Find every line with the word "styles". Copy those lines.

- _Material_
═══

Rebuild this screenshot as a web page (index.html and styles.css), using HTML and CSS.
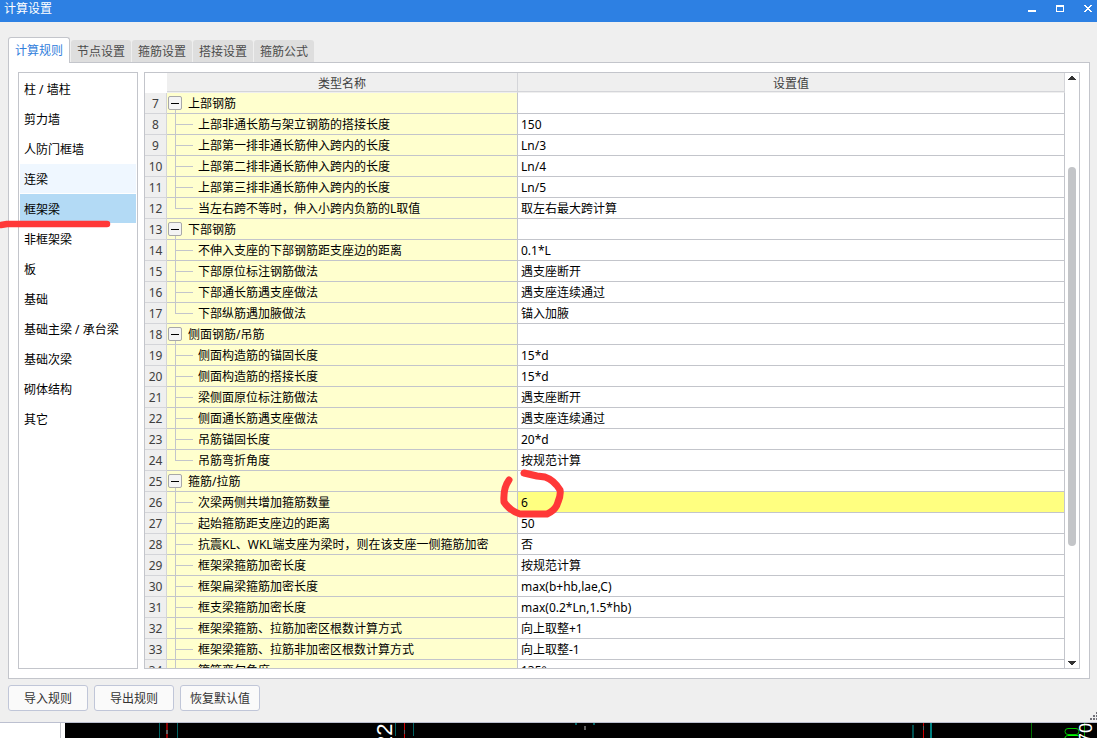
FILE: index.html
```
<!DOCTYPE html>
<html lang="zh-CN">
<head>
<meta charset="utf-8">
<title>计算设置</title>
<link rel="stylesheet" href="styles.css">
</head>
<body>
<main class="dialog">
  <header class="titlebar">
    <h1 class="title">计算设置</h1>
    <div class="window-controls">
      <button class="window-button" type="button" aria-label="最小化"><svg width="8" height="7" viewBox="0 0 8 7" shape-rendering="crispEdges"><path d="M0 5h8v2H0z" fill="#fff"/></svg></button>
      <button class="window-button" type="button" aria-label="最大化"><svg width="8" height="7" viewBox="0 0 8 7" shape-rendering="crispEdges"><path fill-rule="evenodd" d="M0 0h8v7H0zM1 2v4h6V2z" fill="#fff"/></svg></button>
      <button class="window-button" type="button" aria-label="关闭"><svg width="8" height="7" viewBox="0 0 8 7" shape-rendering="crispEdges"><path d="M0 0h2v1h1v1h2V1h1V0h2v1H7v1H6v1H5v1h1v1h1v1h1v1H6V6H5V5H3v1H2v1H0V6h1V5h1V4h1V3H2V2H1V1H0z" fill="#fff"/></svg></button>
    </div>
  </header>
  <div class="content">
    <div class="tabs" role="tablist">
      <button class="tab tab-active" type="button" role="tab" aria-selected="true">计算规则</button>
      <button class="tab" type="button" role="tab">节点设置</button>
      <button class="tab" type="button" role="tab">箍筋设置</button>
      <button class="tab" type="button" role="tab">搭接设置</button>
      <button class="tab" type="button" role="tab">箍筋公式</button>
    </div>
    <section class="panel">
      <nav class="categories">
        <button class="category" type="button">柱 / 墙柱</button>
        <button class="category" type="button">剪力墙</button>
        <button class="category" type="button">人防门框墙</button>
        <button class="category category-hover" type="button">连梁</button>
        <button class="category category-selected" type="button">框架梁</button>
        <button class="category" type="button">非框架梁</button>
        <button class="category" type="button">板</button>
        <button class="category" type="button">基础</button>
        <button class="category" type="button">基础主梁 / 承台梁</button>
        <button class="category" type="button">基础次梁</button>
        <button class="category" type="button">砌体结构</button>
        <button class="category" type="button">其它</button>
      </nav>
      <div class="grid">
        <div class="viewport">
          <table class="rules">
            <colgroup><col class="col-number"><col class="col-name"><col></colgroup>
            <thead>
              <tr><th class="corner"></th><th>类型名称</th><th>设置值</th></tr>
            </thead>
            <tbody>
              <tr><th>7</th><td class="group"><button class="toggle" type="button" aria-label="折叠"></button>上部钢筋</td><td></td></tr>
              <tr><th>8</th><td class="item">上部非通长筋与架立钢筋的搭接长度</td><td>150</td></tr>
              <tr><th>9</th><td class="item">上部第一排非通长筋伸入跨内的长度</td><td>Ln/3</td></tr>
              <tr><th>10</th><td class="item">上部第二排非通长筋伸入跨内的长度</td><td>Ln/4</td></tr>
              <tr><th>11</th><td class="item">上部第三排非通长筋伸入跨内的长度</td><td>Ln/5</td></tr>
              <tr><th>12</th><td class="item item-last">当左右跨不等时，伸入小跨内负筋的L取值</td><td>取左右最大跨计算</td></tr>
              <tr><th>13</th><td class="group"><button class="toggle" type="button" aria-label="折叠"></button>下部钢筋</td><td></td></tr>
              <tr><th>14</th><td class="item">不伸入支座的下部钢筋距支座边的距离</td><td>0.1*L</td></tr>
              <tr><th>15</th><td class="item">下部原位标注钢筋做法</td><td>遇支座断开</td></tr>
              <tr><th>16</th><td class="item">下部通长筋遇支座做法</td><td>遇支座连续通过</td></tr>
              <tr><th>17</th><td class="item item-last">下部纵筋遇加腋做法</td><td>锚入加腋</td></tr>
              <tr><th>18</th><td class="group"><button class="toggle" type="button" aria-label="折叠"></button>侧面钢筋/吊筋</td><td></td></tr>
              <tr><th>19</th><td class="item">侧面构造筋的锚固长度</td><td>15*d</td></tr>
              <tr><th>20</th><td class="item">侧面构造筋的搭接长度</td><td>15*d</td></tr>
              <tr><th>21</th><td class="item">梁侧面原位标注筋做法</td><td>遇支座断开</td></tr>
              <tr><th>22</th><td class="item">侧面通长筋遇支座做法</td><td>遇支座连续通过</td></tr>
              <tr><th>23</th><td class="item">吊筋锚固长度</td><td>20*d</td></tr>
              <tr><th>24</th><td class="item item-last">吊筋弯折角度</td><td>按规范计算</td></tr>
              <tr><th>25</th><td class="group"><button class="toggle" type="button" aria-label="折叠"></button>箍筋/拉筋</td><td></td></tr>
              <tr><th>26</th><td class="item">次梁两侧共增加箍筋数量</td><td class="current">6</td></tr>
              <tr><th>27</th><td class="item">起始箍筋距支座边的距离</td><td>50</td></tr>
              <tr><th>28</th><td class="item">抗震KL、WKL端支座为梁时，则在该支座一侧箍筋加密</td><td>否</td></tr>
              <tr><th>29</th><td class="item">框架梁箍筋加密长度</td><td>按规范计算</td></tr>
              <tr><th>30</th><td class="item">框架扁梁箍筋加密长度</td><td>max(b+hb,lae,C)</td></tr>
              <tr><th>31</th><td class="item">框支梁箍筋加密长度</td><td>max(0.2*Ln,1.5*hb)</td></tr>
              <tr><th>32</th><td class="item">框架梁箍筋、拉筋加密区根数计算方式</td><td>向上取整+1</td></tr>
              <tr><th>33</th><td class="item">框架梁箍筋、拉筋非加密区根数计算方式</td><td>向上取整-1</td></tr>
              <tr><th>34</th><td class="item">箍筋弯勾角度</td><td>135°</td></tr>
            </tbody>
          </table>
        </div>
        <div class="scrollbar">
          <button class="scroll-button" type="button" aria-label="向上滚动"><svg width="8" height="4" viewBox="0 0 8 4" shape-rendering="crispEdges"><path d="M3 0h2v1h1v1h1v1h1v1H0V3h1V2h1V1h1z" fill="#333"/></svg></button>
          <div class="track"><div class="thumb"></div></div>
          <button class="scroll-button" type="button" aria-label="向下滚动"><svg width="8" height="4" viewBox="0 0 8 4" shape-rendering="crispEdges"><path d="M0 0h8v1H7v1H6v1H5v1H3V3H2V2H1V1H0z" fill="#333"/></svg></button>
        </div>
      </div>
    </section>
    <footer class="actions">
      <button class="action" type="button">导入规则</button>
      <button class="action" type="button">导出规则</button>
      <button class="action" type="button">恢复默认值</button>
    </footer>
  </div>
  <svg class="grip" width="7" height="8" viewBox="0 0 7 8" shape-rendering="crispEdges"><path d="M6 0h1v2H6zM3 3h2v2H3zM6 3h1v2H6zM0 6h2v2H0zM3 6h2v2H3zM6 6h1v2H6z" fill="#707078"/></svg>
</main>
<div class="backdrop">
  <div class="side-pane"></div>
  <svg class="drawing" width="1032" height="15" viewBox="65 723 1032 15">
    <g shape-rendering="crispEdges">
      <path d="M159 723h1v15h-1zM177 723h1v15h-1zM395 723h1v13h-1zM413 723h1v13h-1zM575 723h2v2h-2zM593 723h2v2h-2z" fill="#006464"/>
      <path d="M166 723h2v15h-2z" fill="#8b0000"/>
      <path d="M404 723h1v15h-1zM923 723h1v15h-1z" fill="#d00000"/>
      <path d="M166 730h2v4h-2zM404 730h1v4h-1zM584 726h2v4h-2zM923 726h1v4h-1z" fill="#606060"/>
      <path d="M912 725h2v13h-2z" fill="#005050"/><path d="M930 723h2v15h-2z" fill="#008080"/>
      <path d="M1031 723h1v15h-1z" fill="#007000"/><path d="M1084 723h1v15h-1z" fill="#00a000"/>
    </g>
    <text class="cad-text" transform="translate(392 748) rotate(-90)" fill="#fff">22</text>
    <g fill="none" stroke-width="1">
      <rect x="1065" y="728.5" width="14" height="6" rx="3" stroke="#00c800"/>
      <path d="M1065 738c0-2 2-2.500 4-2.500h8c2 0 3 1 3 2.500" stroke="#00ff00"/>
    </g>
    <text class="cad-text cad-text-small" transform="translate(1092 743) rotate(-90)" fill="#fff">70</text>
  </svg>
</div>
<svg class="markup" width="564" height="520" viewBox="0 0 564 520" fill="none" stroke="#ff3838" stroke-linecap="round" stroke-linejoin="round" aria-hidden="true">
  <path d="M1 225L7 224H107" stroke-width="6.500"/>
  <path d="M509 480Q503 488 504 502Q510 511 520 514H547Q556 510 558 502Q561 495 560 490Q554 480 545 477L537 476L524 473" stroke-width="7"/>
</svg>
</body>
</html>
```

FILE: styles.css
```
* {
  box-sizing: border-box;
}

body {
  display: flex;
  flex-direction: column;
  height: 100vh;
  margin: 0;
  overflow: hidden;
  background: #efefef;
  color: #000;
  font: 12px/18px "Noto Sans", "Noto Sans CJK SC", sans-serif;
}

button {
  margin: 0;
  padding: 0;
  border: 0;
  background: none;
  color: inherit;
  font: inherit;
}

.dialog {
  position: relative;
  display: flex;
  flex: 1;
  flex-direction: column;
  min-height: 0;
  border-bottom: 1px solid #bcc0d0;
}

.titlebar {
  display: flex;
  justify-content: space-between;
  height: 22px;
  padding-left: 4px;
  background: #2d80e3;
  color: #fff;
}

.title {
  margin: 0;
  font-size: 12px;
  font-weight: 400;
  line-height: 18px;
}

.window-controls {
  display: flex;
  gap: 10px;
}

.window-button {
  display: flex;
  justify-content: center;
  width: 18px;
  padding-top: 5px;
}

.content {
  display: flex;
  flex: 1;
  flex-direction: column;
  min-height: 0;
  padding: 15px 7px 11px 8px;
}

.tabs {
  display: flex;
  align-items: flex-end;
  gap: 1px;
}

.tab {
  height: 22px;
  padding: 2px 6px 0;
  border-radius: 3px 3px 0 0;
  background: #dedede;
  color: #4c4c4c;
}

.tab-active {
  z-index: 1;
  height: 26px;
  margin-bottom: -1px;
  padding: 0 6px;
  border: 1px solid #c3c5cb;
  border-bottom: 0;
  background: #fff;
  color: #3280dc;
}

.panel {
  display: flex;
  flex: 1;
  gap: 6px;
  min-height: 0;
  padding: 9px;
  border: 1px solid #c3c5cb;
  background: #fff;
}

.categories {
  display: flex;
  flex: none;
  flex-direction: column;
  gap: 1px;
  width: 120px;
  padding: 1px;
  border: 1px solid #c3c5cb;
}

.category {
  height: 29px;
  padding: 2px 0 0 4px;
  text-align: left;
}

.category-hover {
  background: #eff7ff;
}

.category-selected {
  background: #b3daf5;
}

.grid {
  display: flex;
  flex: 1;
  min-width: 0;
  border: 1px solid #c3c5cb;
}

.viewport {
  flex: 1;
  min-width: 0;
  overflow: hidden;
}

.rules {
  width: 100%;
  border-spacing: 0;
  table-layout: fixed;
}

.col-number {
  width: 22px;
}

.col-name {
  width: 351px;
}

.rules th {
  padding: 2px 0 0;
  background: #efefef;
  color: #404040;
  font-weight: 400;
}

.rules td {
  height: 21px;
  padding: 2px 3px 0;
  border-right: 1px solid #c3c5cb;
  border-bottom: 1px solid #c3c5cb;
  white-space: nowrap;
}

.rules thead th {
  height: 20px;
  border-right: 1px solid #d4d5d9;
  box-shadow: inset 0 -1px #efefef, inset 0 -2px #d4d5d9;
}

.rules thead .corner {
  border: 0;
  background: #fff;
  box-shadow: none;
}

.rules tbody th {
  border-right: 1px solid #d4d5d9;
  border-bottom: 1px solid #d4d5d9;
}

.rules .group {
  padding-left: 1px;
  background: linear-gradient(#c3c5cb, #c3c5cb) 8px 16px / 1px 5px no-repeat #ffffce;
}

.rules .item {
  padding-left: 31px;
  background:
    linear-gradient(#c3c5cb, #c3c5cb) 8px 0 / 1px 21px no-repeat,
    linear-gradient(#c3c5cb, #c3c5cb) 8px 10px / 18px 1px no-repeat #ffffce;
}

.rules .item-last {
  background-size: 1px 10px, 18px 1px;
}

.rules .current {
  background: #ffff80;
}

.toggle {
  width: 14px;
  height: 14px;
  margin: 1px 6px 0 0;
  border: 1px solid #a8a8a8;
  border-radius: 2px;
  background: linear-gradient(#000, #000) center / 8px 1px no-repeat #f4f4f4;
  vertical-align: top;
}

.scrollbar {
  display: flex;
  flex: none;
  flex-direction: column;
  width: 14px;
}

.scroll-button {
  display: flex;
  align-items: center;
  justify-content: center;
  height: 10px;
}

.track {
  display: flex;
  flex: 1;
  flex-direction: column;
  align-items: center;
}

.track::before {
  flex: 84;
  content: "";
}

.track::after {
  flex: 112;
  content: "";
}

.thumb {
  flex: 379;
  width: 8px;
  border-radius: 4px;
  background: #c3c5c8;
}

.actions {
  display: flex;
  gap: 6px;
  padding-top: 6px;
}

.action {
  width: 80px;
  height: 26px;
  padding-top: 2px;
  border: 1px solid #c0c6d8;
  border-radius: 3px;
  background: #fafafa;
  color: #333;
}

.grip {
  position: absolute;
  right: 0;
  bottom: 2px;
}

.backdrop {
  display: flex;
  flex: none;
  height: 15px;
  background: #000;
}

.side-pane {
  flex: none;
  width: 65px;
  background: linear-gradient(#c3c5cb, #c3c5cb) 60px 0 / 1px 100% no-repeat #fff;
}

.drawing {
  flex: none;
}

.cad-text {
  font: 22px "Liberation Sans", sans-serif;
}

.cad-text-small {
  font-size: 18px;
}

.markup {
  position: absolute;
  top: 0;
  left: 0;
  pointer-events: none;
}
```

═══

- _Answer below_
Rebuild this screenshot as a web page (index.html and styles.css), using HTML and CSS.
<link rel="stylesheet" href="styles.css">
FILE: styles.css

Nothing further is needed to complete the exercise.